Merril, 49, said he started thinking about helmet sensors while working on a different project for the military. He was helping to create a smartphone app that would help medics to quickly diagnose soldiers injured on the battlefield and determine whether they could rejoin the fight or needed to be evacuated.
But he ran into a problem when it came to adapting the app to the football field, because injuries weren’t always so obvious.
“I realized that that would not be very helpful, because we wouldn’t know who to put that app in front of,” Merril said. Injured athletes don’t always want to take themselves out of the game.
Merril, who studied psychobiology at Western Maryland (now McDaniel) College, realized he needed to create a device that would alert coaches and parents when a player had taken a hit strong enough to give a concussion. But there were some problems that they had to work through to make this device as user-friendly as possible.
“It requires a battery. And so if you have to charge a battery– fail,” he said. He did not want the lack of a charge to be the reason the system wouldn’t work.
“If you can turn the sensor off? No. Not gonna work.
“So it has to be on all the time, and the battery has to last forever,” Merril said. “These are big challenges.”
He developed a device that uses a separate sensor to detect when it’s in motion or at rest, so it only turns on when it is in motion. The battery lasts one year, and then the team gets new sensors.
Beyond the technical problems of creating the device, the Bethesda-based company has had to fight for its product to gain acceptance from the marketplace. Many Maryland public school systems don’t allow their teams to use helmet sensors, due to concerns about cost and value.
Sports medicine professionals, including the Maryland Athletic Trainers Association, aren’t ready to adopt the sensors yet, either.
“All the research shows these things are not ready to be used in a diagnostic manner,” said Greg Panzcek, president of the Maryland Athletic Trainers Association. He adds that research shows that head injury is individualized, and it’s hard for any device to have a single threshold at which a player might sustain a traumatic brain injury.
Merril said the research points to a larger need for sensors, and that his company addresses those needs. “Research has established the two biggest risk factors for concussion are getting hit hard in the head and getting hit often in the head. Brain Sentry sensors work by measuring both of these factors.”
Brain Sentry also faces competition from larger companies that are placing sensors inside new helmets, like helmet manufacturer Riddell. Riddell spokeswoman Erin Griffin said its Insite Impact Response System is based on 10 years of research and, because the sensor is placed inside the helmet, rather than outside, measures head impacts rather than helmet impacts.
Merril said his company took the sensor’s placement on the outside of the helmet into account in the sensor’s threshold algorithm.
He said he intended the product for use primarily in youth football, below the high school level, because he sees those players as the most at risk of serious damage from undiagnosed concussions.
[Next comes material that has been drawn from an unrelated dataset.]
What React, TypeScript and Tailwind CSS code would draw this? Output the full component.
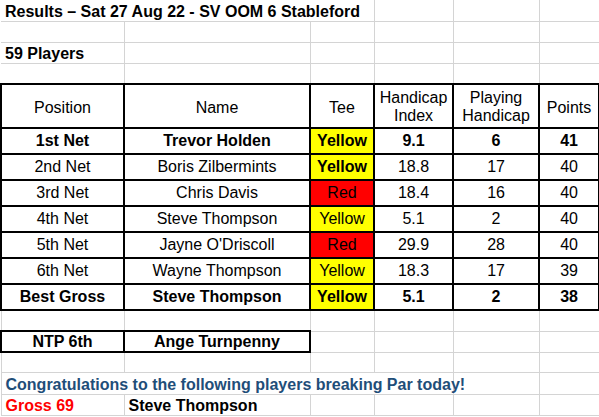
import React from 'react';

type Result = {
  pos: string;
  name: string;
  tee: 'Yellow' | 'Red';
  index: string;
  playing: string;
  points: string;
  bold?: boolean;
  teeBold?: boolean;
};

const results: Result[] = [
  { pos: '1st Net', name: 'Trevor Holden', tee: 'Yellow', index: '9.1', playing: '6', points: '41', bold: true, teeBold: true },
  { pos: '2nd Net', name: 'Boris Zilbermints', tee: 'Yellow', index: '18.8', playing: '17', points: '40', teeBold: true },
  { pos: '3rd Net', name: 'Chris Davis', tee: 'Red', index: '18.4', playing: '16', points: '40' },
  { pos: '4th Net', name: 'Steve Thompson', tee: 'Yellow', index: '5.1', playing: '2', points: '40' },
  { pos: '5th Net', name: "Jayne O'Driscoll", tee: 'Red', index: '29.9', playing: '28', points: '40' },
  { pos: '6th Net', name: 'Wayne Thompson', tee: 'Yellow', index: '18.3', playing: '17', points: '39' },
  { pos: 'Best Gross', name: 'Steve Thompson', tee: 'Yellow', index: '5.1', playing: '2', points: '38', bold: true, teeBold: true },
];

// plain sheet cell with gridlines, and a boxed (table) cell
const g = 'border border-[#d4d4d4] p-0';
const b = 'border-2 border-black p-0 text-center align-middle';

function EmptyCells({ n }: { n: number }) {
  return (
    <>
      {Array.from({ length: n }).map((_, i) => (
        <td key={i} className={g}></td>
      ))}
    </>
  );
}

export default function App() {
  return (
    <div className="w-[599px] h-[417px] bg-white overflow-hidden text-black text-[16px] leading-[18px] font-['Liberation_Sans',Arial,sans-serif]">
      <table className="border-collapse table-fixed w-[598px]">
        <colgroup>
          <col className="w-[123px]" />
          <col className="w-[186px]" />
          <col className="w-[64px]" />
          <col className="w-[79px]" />
          <col className="w-[86px]" />
          <col className="w-[60px]" />
        </colgroup>
        <tbody>
          <tr className="h-[21px]">
            <td colSpan={3} className={`${g} border-t-0 border-l-0 align-bottom pl-1 font-bold whitespace-nowrap`}>
              Results – Sat 27 Aug 22 - SV OOM 6 Stableford
            </td>
            <td className={`${g} border-t-0`}></td>
            <td className={`${g} border-t-0`}></td>
            <td className={`${g} border-t-0`}></td>
          </tr>
          <tr className="h-[21px]">
            <td className={`${g} border-l-0`}></td>
            <EmptyCells n={5} />
          </tr>
          <tr className="h-[21px]">
            <td className={`${g} border-l-0 align-bottom pl-1 font-bold whitespace-nowrap`}>59 Players</td>
            <EmptyCells n={5} />
          </tr>
          <tr className="h-[21px]">
            <td className={`${g} border-l-0`}></td>
            <EmptyCells n={5} />
          </tr>

          <tr className="h-[44px]">
            <td className={`${b} pt-1`}>Position</td>
            <td className={`${b} pt-1`}>Name</td>
            <td className={`${b} pt-1`}>Tee</td>
            <td className={`${b} pt-0.5`}>
              Handicap
              <br />
              Index
            </td>
            <td className={`${b} pt-0.5`}>
              Playing
              <br />
              Handicap
            </td>
            <td className={`${b} pt-1`}>Points</td>
          </tr>

          {results.map((r, i) => (
            <tr key={i} className={`h-[26px] ${r.bold ? 'font-bold' : ''}`}>
              <td className={b}>{r.pos}</td>
              <td className={b}>{r.name}</td>
              <td className={`${b} ${r.tee === 'Red' ? 'bg-[#ff0000]' : 'bg-[#ffff00]'} ${r.teeBold ? 'font-bold' : ''}`}>
                {r.tee}
              </td>
              <td className={b}>{r.index}</td>
              <td className={b}>{r.playing}</td>
              <td className={b}>{r.points}</td>
            </tr>
          ))}

          <tr className="h-[21px]">
            <EmptyCells n={6} />
          </tr>
          <tr className="h-[21px] font-bold">
            <td className={b}>NTP 6th</td>
            <td className={b}>Ange Turnpenny</td>
            <EmptyCells n={4} />
          </tr>
          <tr className="h-[20px]">
            <EmptyCells n={6} />
          </tr>
          <tr className="h-[22px]">
            <td colSpan={4} className={`${g} align-bottom pl-1 font-bold text-[#1f4e79] whitespace-nowrap`}>
              Congratulations to the following players breaking Par today!
            </td>
            <EmptyCells n={2} />
          </tr>
          <tr className="h-[21px] font-bold">
            <td className={`${g} align-bottom pl-1 text-[#ff0000]`}>Gross 69</td>
            <td className={`${g} align-bottom pl-1`}>Steve Thompson</td>
            <EmptyCells n={4} />
          </tr>
        </tbody>
      </table>
    </div>
  );
}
“I think that one of the things that I feel, as an adult, being somewhat responsible for is looking after children. So I feel like there was an opportunity to, for me to play a role in trying to make sports safer for children by addressing what I think is the unsolved piece of concussion management,” Merril said.
One wall in the Brain Sentry office has pictures of kids who have died as a result of a concussion. Merril said they use the wall as inspiration for what they’re doing.
Despite the company focus on youth football, one of their biggest boosts has come from the professional Arena Football League, which requires all helmets to be equipped with a Brain Sentry sensor.
One night, after a professional game in Jacksonville where Brain Sentry was testing a new sensor, Merril was removing the sensors from the helmets of the losing team. He said he ran into the quarterback who told him, “I just want to let you know, what you’re doing is really important, and I really appreciate what you’re doing.”